Pruning any plant can be a daunting task for gardeners of all levels, and the sight of an overgrown grape vine can be downright scary. The idea of cutting too much or the wrong vine can keep many gardeners from picking up the pruning shears at all. Take heart -- grape vines are very forgiving and hardy plants that actually grow better if pruned regularly.
  1. Establishing a Healthy Trunk

    • Grape vines grown on trellis wires require a strong trunk that results from removing side shoots and allowing the plant's energy to focus on the main shoot. Lateral shoots that are closest to the wire should be tied in place and other shoots removed. Check the plant regularly through the summer and continue to remove shoots coming from the lower trunk and root area. Resist the temptation to allow first-year vigorous growers to grow to the top wire. Lateral shoots need to be established before the main shoot should be allowed to reach the top trellis wire.

    Second-Year Pruning

    • Remove all canes but the one growing the best in late winter. If the most vigorous-growing cane reaches the top wire, prune it there and tie to the wire. Do the same if it reaches the lower wire. Remove the cane down to two buds to be treated as a newly-planted vine if it doesn't reach the bottom wire.
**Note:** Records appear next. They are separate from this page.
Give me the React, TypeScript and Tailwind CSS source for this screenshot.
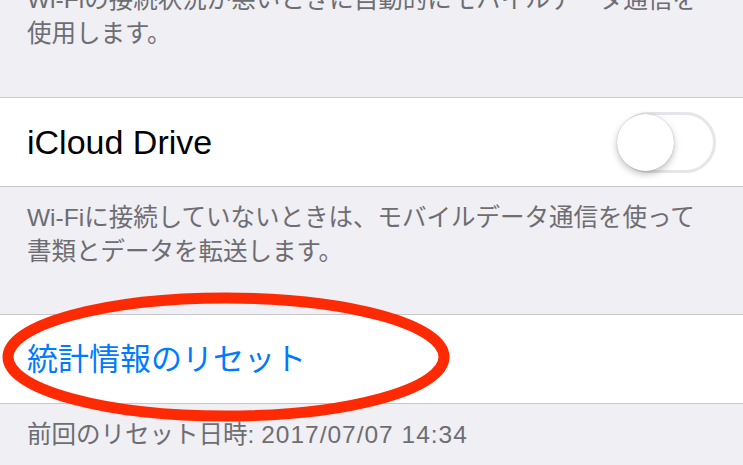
import React from "react";

const font = "font-['Liberation_Sans','Noto_Sans_CJK_JP',sans-serif]";

function Toggle() {
  return (
    <div className="relative h-[61px] w-[98px] rounded-full border-[3px] border-[#e5e5ea] bg-white">
      <div className="absolute left-[-4px] top-[-1px] h-[57px] w-[57px] rounded-full bg-white shadow-[0_3px_7px_rgba(0,0,0,0.25),0_0_1px_rgba(0,0,0,0.3)]" />
    </div>
  );
}

export default function App() {
  return (
    <div className={`relative h-[465px] w-[743px] overflow-hidden bg-[#efeff4] ${font}`}>
      <div className="flex h-[97px] flex-col px-[27px]">
        <p className="mt-[-17px] text-[24.5px] leading-[34px] text-[#6d6d72]">
          Wi-Fiの接続状況が悪いときに自動的にモバイルデータ通信を
          <br />
          使用します。
        </p>
      </div>
      <div className="flex h-[90px] items-center justify-between border-y border-[#c8c7cc] bg-white pl-[27px] pr-[27px]">
        <span className="text-[34px] leading-none text-black">iCloud Drive</span>
        <Toggle />
      </div>
      <div className="flex h-[127px] flex-col px-[27px] pt-[14px]">
        <p className="text-[24.5px] leading-[34px] text-[#6d6d72]">
          Wi-Fiに接続していないときは、モバイルデータ通信を使って
          <br />
          書類とデータを転送します。
        </p>
      </div>
      <div className="flex h-[90px] items-center border-y border-[#c8c7cc] bg-white px-[27px]">
        <span className="text-[31px] leading-none text-[#007aff]">統計情報のリセット</span>
      </div>
      <div className="flex flex-col px-[27px] pt-[14px]">
        <p className="text-[24.5px] leading-[34px] text-[#6d6d72]">
          前回のリセット日時: <span className="tracking-[1px]">2017/07/07 14:34</span>
        </p>
      </div>
      <svg className="pointer-events-none absolute left-0 top-0" width="743" height="465" viewBox="0 0 743 465">
        <ellipse cx="226" cy="357" rx="218" ry="59" fill="none" stroke="#fe2a03" strokeWidth="11" />
      </svg>
    </div>
  );
}
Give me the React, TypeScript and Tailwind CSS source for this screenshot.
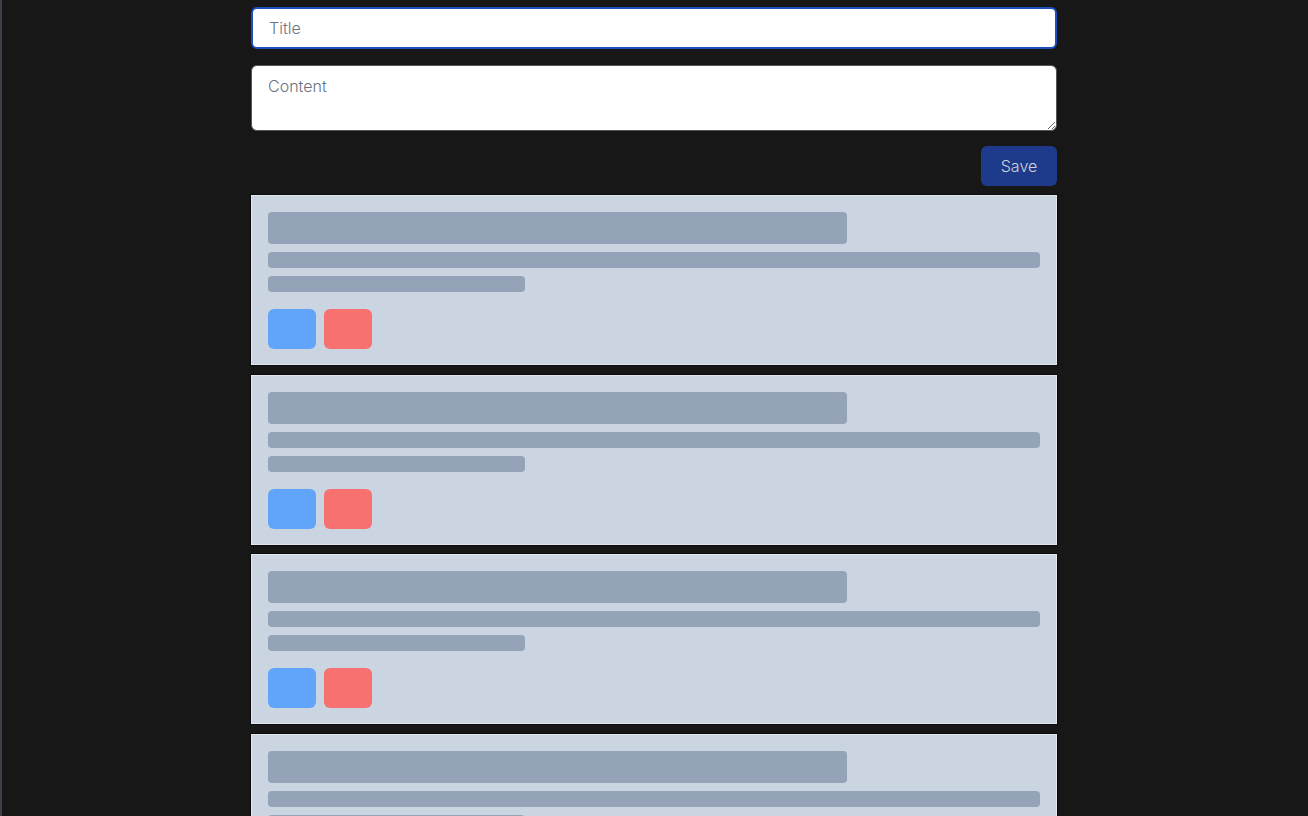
import React from "react";

function SkeletonCard() {
  return (
    <div className="border border-[#e2e8f0] bg-[#cbd5e1] p-4 pb-[15px] shadow-[0_0_0_1px_#0a0a0a]">
      <div className="h-8 w-3/4 rounded-sm bg-[#94a3b8]" />
      <div className="mt-2 h-4 w-full rounded-sm bg-[#94a3b8]" />
      <div className="mt-2 h-4 w-1/3 rounded-sm bg-[#94a3b8]" />
      <div className="mt-[17px] flex gap-2">
        <div className="h-10 w-12 rounded-md bg-[#60a5fa]" />
        <div className="h-10 w-12 rounded-md bg-[#f87171]" />
      </div>
    </div>
  );
}

export default function App() {
  return (
    <div className="h-[816px] overflow-hidden border-l-2 border-[#3b4048] bg-[#171717] font-['Inter',sans-serif]">
      <div className="mx-auto w-[806px] -translate-x-[1px] pt-[7px]">
        <input
          autoFocus
          placeholder="Title"
          className="block h-[42px] w-full rounded-md border-2 border-[#1e4fc0] bg-white px-4 text-base font-light text-gray-800 placeholder:text-[#6b7280] outline-none"
        />
        <textarea
          placeholder="Content"
          className="mt-4 block h-[66px] w-full rounded-md border border-[#555] bg-white px-4 pt-2 text-base font-light text-gray-800 placeholder:text-[#6b7280] outline-none"
        />
        <div className="mt-[15px] flex justify-end">
          <button className="h-10 w-[76px] rounded-md bg-[#1e3a8a] text-base font-light text-[#d1d5db]">
            Save
          </button>
        </div>
        <div className="mt-[9px] flex flex-col gap-[9.5px]">
          <SkeletonCard />
          <SkeletonCard />
          <SkeletonCard />
          <SkeletonCard />
        </div>
      </div>
    </div>
  );
}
Grape vines grown on fences or arbors should be treated in the same fashion, giving the plant a foot or two of clearance from the ground to allow for a healthy trunk development. Prune away any flower or fruit in the second year to force the plant to continue to grow a stronger vine.

    Third-Year Pruning

    • A healthy third-year plant will consist of the main stem tied to one or two trellis wires or points on a fence or arbor and several canes. In the dormant season of late winter, remove all but the best two canes growing nearest the wire in both direction. Prune the remaining canes back to between two and four buds. These are the buds that will produce your plant's first fruiting canes.

    Fourth-Year and Beyond Pruning

    • Grapes only are produced on new canes each year, so continue to choose reasonably straight shoots that are healthy and near the wire to grow while all others are removed, including any old wood. Also remove any sucker growth from the lower trunk.

    Arbor Growth

    • Grapes grown to be trained up walls and arbors are often used as ornamental plants for shade or to hide blemishes in buildings as much as for the fruit. Prune old wood every 2 to 3 feet to allow for new cane development and remove canes as needed to allow for sunlight to reach fruit. Do not allow canes to grow into a tangled mass but instead train canes to the structure to achieve the desired effect and to lessen negatives effects on fruit production.